Особенно сильно звучит параллель с «счастливой» беременностью жены Яна: теплая ванна, белые простыни, прием в больнице. И в эту же секунду в лесу другая женщина не знает, выживет ли её ребёнок. Эти два мира существуют рядом, но никогда не пересекаются. Контраст не декоративен — он работает как аргумент: можно жить в одно время, но в разных вселенных. Одни следуют правилам, другим правила всё время меняют.
Опустошенные звёзды Европы
Завершает всю эту несправедливость отрывок, где семья беженцев сидит на фоне звёзд Евросоюза. Символы единства, солидарности, гармонии – всё то, чем гордится Европа, превращаются в пустой знак. Кого именно они считают «своими»? Возможно, если Европа хочет сохранить себя, ей следует первой научиться протягивать руку в критические моменты? Или гуманизм так и останется выборочным?

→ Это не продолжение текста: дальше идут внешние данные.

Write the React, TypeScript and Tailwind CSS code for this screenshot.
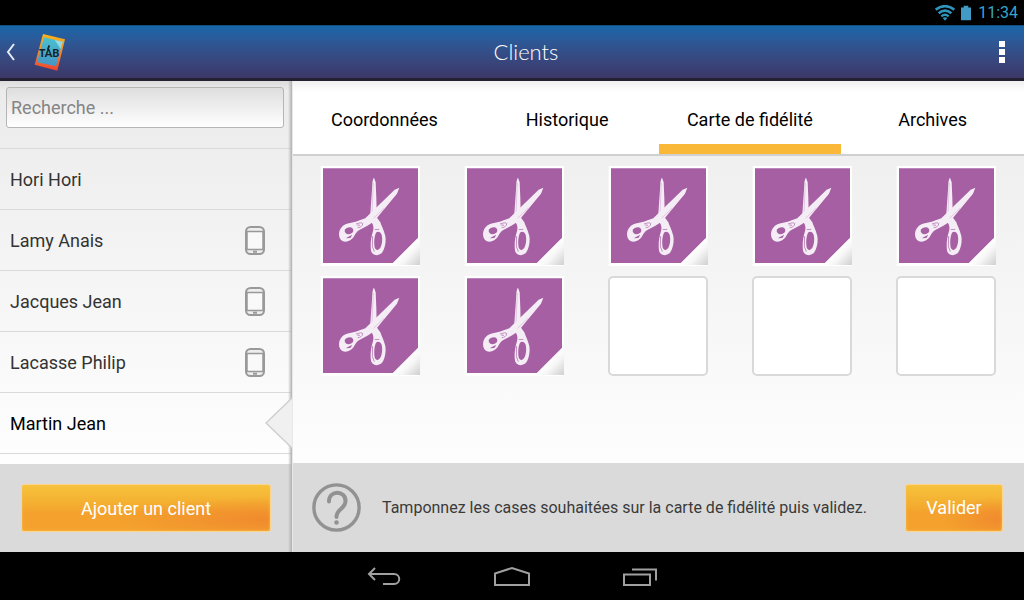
import { useState } from "react";

const clients = [
  { name: "Hori Hori", phone: false },
  { name: "Lamy Anais", phone: true },
  { name: "Jacques Jean", phone: true },
  { name: "Lacasse Philip", phone: true },
  { name: "Martin Jean", phone: false },
];

const tabs = ["Coordonnées", "Historique", "Carte de fidélité", "Archives"];

function StatusBar() {
  return (
    <div className="flex h-[25px] shrink-0 items-center justify-end bg-black pr-[6px] text-[#33a5d0]">
      <svg className="mr-[6px] h-4 w-5" viewBox="0 0 60 48" fill="none" stroke="#2f93bc" strokeWidth="8">
        <path d="M2 14 Q30 -7 58 14" />
        <path d="M11 25 Q30 9 49 25" />
        <path d="M19 34 Q30 24 41 34" strokeWidth="7" />
        <path d="M23 39 Q30 34 37 39 L30 47 Z" fill="#2f93bc" stroke="none" />
      </svg>
      <svg className="mr-[7px] h-4 w-[10px]" viewBox="0 0 11 16" fill="#429bc4">
        <path d="M3 0h5v2h3v14H0V2h3z" />
      </svg>
      <span className="text-[16px] leading-[25px]">11:34</span>
    </div>
  );
}

function TabLogo() {
  return (
    <svg className="h-[38px] w-[32px]" viewBox="0 0 96 114">
      <defs>
        <linearGradient id="frame" x1="0" y1="0" x2="0" y2="1">
          <stop offset="0" stopColor="#fdb515" />
          <stop offset="0.5" stopColor="#f58a2b" />
          <stop offset="1" stopColor="#ee4030" />
        </linearGradient>
        <linearGradient id="glass" x1="0" y1="0" x2="0" y2="1">
          <stop offset="0" stopColor="#4bc0cf" />
          <stop offset="1" stopColor="#4695c4" />
        </linearGradient>
      </defs>
      <path d="M27 3 L93 19 L70 113 L2 95 Z" fill="url(#frame)" />
      <path d="M30 13 L86 26 L66 100 L9 88 Z" fill="url(#glass)" />
      <path d="M62 21 L86 26 L80 48 Z" fill="#a9e0e8" opacity="0.8" />
      <path d="M41 50 L46 37" stroke="#14222c" strokeWidth="5" />
      <text x="15" y="71" fontFamily="Lato, sans-serif" fontWeight="900" fontSize="32" fill="#14222c">
        TAB
      </text>
    </svg>
  );
}

function PhoneIcon() {
  return (
    <svg className="h-[29px] w-[20px]" viewBox="0 0 20 29" fill="none" stroke="#999" strokeWidth="2">
      <rect x="1" y="1" width="18" height="27" rx="4.5" fill="#eee" />
      <path d="M2 5.500 H18 V23.500 H2 Z" fill="#f9f9f9" strokeWidth="1.500" />
      <path d="M8 25.700 H12" />
    </svg>
  );
}

function Scissors() {
  return (
    <svg className="block h-full w-full" viewBox="30 33 300 300" aria-hidden="true">
      <defs>
        <linearGradient id="fold" gradientUnits="userSpaceOnUse" x1="284" y1="286" x2="330" y2="330">
          <stop offset="0" stopColor="#ffffff" />
          <stop offset="0.35" stopColor="#f6f6f6" />
          <stop offset="1" stopColor="#cfcfcf" />
        </linearGradient>
      </defs>
      <path d="M32 33 H330 V333 H32 Z" fill="#fff" />
      <path d="M39 40 H324 V249 L249 324 H39 Z" fill="#a65fa3" />
      <path d="M330 243 V330 H243 Z" fill="url(#fold)" />
      <g fill="#f5edf6">
        <path d="M192 68 C187 72 187 88 186 104 L180 190 L200 178 L199 130 L197 82 Z" />
        <path d="M268 98 L254 104 L182 174 L166 190 L145 197 C132 203 108 202 96 215 C84 227 84 250 97 258 C110 264 124 256 131 246 C136 238 138 231 148 225 L172 212 L193 199 L208 180 L261 116 Z" />
        <path d="M181 199 C190 207 192 216 189 229 C182 250 180 276 184 290 C190 304 209 303 217 292 C227 277 229 252 225 239 C220 223 214 211 211 202 L200 187 Z" />
      </g>
      <g fill="#a65fa3">
        <ellipse cx="117" cy="227" rx="13" ry="10" transform="rotate(-15 117 227)" />
        <path d="M198 233 C203 227 212 230 215 239 C219 256 215 276 207 283 C199 288 193 282 193 270 C192 258 193 243 198 233 Z" />
        <path d="M107 250 L121 242 L127 240 L121 249 Z" />
      </g>
      <g fill="none" stroke="#b47cb4" strokeWidth="2.500">
        <path d="M138 207 C150 203 160 202 158 207 C157 214 150 218 143 218 M141 210 L150 211" />
        <path d="M194 224 L208 223 M188 243 L187 274 L193 290" />
        <path d="M190 190 L222 160 M190 84 L186 170" strokeWidth="1" />
      </g>
    </svg>
  );
}

const orangeButton =
  "rounded-[3px] border border-[#fbd58c] bg-[radial-gradient(ellipse_at_100%_75%,#f08a2e_0%,#f08a2e00_45%),linear-gradient(#f6c33b,#f4ac30_45%,#f4a22d_60%,#f4a22d)] text-[18px] text-white shadow-[inset_0_0_3px_#f8bd4f]";

export default function App() {
  const [activeTab, setActiveTab] = useState(2);
  const [stamps, setStamps] = useState(7);
  const [selected, setSelected] = useState(4);

  return (
    <div className="flex min-h-screen flex-col bg-black font-[Roboto,sans-serif]">
      <StatusBar />
      <header className="grid h-14 shrink-0 grid-cols-[1fr_auto_1fr] items-center border-t border-b-[3px] border-t-[#124f80] border-b-[#242130] bg-linear-to-b from-[#1766aa] to-[#3c3768]">
        <div className="flex items-center pl-[6px]">
          <button aria-label="Retour" className="flex items-center gap-[19px]">
            <svg className="h-[18px] w-[9px]" viewBox="0 0 9 18" fill="none" stroke="#e8edf5" strokeWidth="2">
              <path d="M8 1 L2 9 L8 17" />
            </svg>
            <TabLogo />
          </button>
        </div>
        <h1 className="pl-7 font-[Lato,sans-serif] text-[22px] leading-6 font-light text-white">Clients</h1>
        <button aria-label="Menu" className="mr-[19px] flex flex-col gap-[2px] justify-self-end">
          <span className="size-[6px] bg-white" />
          <span className="size-[6px] bg-white" />
          <span className="size-[6px] bg-white" />
        </button>
      </header>

      <div className="flex flex-1">
        <aside className="relative flex w-[293px] shrink-0 flex-col border-r border-[#e8e8e8] bg-linear-to-b from-[#ebebeb] to-[#fefefe] to-80%">
          <div className="bg-linear-to-b from-[#dcdcdc] to-transparent to-20% px-[6px] pt-[6px] pr-2">
            <input
              type="search"
              aria-label="Recherche"
              placeholder="Recherche ..."
              className="block h-[41px] w-full rounded-[3px] border border-[#b5b5b5] bg-linear-to-b from-[#dedede] to-white px-1 text-[18px] text-[#333] outline-none placeholder:text-[#858585]"
            />
          </div>
          <ul className="flex-1">
            <li className="h-[21px] border-b border-[#dadada]" />
            {clients.map((client, i) => (
              <li key={client.name} className="relative border-b border-[#dadada]">
                <button
                  onClick={() => setSelected(i)}
                  className={
                    "flex h-[60px] w-full items-center justify-between pr-[27px] pl-[10px] text-left text-[18px] " +
                    (i === selected ? "text-black" : "text-[#333]")
                  }
                >
                  {client.name}
                  {client.phone && <PhoneIcon />}
                </button>
                {i === selected && (
                  <svg className="absolute top-[4px] right-0 z-10 h-[52px] w-[27px]" viewBox="0 0 27 52">
                    <path d="M27 1 L1 26 L27 51" fill="#f0f0f0" stroke="#cfcfcf" strokeWidth="1.500" />
                  </svg>
                )}
              </li>
            ))}
          </ul>
          <div className="bg-[#dadada] px-[21px] py-5">
            <button className={`${orangeButton} block h-12 w-full`}>Ajouter un client</button>
          </div>
          <div className="pointer-events-none absolute inset-y-0 right-0 w-1 bg-linear-to-r from-transparent to-[#b0b0b0]" />
        </aside>

        <main className="flex min-w-0 flex-1 flex-col bg-linear-to-b from-[#ececec] to-[#fdfdfd] to-80%">
          <nav className="flex h-[75px] border-b-2 border-[#d0d0d0] bg-linear-to-b from-[#f0f0f0] to-white to-15%">
            {tabs.map((tab, i) => (
              <button
                key={tab}
                onClick={() => setActiveTab(i)}
                className={
                  "flex-1 border-b-10 pt-[13px] text-[18px] text-black " +
                  (i === activeTab ? "border-[#f9b837]" : "border-transparent")
                }
              >
                {tab}
              </button>
            ))}
          </nav>
          <div className="grid flex-1 grid-cols-5 content-start justify-items-center gap-y-[10px] pt-[10px] pr-[6px] pl-[5px]">
            {Array.from({ length: 10 }, (_, i) => (
              <button
                key={i}
                aria-label={`Case ${i + 1}`}
                onClick={() => setStamps(i + 1)}
                className={
                  i < stamps ? "size-[100px]" : "size-[100px] rounded-[5px] border-2 border-[#d9d9d9] bg-white"
                }
              >
                {i < stamps && <Scissors />}
              </button>
            ))}
          </div>
          <footer className="flex items-center bg-[#dadada] py-5 pr-[21px] pl-[19px]">
            <svg className="h-[49px] w-[49px] shrink-0" viewBox="0 0 49 49" fill="none" stroke="#929292">
              <circle cx="24.500" cy="24.500" r="22.600" strokeWidth="3.400" />
              <path
                d="M17 18.500 C17 7 33.500 7 33.500 18 C33.500 26 24.500 25.500 24.500 34"
                strokeWidth="4"
                strokeLinecap="round"
              />
              <circle cx="24.500" cy="39.500" r="2.300" fill="#929292" stroke="none" />
            </svg>
            <p className="flex-1 pl-[21px] text-[16px] text-[#3a3a3a]">
              Tamponnez les cases souhaitées sur la carte de fidélité puis validez.
            </p>
            <button className={`${orangeButton} h-12 w-[98px] shrink-0`}>Valider</button>
          </footer>
        </main>
      </div>

      <nav className="flex h-12 shrink-0 items-center justify-center gap-[93px] bg-black">
        <button aria-label="Précédent">
          <svg className="h-[20px] w-[34px]" viewBox="0 0 34 20" fill="none" stroke="#a0a0a0" strokeWidth="2">
            <path d="M8 2 L2 8 L8 14 M2 8 H27 C34 8 34 18 27 18 H16" />
          </svg>
        </button>
        <button aria-label="Accueil">
          <svg className="h-[20px] w-[36px]" viewBox="0 0 36 20" fill="none" stroke="#a0a0a0" strokeWidth="2">
            <path d="M1 19 V7.500 L18 2 L35 7.500 V19 Z" />
          </svg>
        </button>
        <button aria-label="Applications récentes">
          <svg className="h-[20px] w-[34px]" viewBox="0 0 34 20" fill="none" stroke="#a0a0a0" strokeWidth="2">
            <path d="M1 8.500 H27 V19 H1 Z M9 3.500 H33 V14.500" />
          </svg>
        </button>
      </nav>
    </div>
  );
}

Фильм постоянно возвращает нас к этому пространству «между». Между сторонами забора, между приказом и состраданием, между документами и рукой, протянутой в темноте. Это пространство нельзя отделить от реальной политики, где манипуляция потоками людей со стороны белорусского режима и реакция ЕС показали, насколько хрупок нравственный фундамент Европы. Картина не только фиксирует факт, она показывает как механизмы бюрократии, страх и политическая риторика превращают личность в «проблему», а человеческую жизнь – в инструмент.
После премьеры фильма в Венеции в Польше разгорелся скандал: консерваторы назвали картину нацистской пропагандой, а Холланд — врагом нации. Однако, этот скандал только доказал силу работы Холланд. Она стала напоминанием о том, что искусство еще способно встряхнуть общество и заставить его смотреть туда, куда оно смотреть не хочет.
«Зелёная граница» не оставляет пространства для равнодушия. Она ставит нас на холодную землю, заставляя почувствовать дыхание тех, кого оставили между странами, между законами, между жизнью и смертью. Через документальную точность и художественную форму Холланд превращает это «между» в метафору европейской политики и задаёт вопрос: сколько ещё людей должно остаться в этом «сером» коридоре, прежде чем безразличие перестанет называться политикой?